Texas Gov. Greg Abbott likewise declared this upcoming Sunday to be a "day of prayer" for the state. According to media coverage, Abbott said that Texans will pray for people affected by the disaster and for those who helped. Reliance on superstition will not help the people of Texas.

As FFRF's principal founder, Anne Nicol Gaylor put it: "Nothing fails like prayer." It is irresponsible for Pablos to reject actual offers of assistance, and for Abbott to use his office to endorse prayer.

If prayer comforts religious people, by all means, they are free to pray.

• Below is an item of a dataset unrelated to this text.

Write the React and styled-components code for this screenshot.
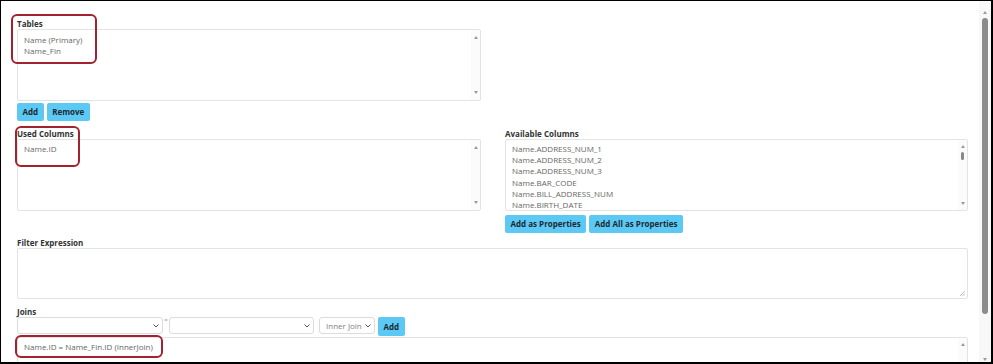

But, as President Thomas Jefferson noted in a Jan. 23, 1808, letter to Rev. Samuel Miller, it is beyond the scope of the executive branch to prescribe or even simply to recommend prayer. "Civil powers alone have been given to the president of the United States and no authority to direct the religious exercises of his constituents." The govenor of Texas is doing precisely what the founding father and president precluded.

"The universe is full of unanswered prayers, the cemeteries are full of people who prayed to live," says FFRF Co-President Annie Laurie Gaylor. "Wishful thinking cannot suspend the natural laws of the universe."

The storm — which dumped an estimated 50 inches of water on Houston, resulted in at least 38 deaths and reportedly damaged 100,000 houses in Texas and Louisiana — will perhaps be the most expensive disaster in national history. As the 19th century's most famous freethinker, Robert Green Ingersoll put it, "The hands that help are better far than lips that pray." That's why Nonbelief Relief, a humanitarian charity created by the executive board of the Freedom From Religion Foundation, did not pray, but gave $10,000 to the Hurricane Harvey Relief Fund.

The Freedom From Religion Foundation is a nonprofit membership organization that advocates for the separation of church and state and educates on matters relating to nontheism. It has more than 29,000 members, residing in every state of the United States including upwards of 1,200 in Texas.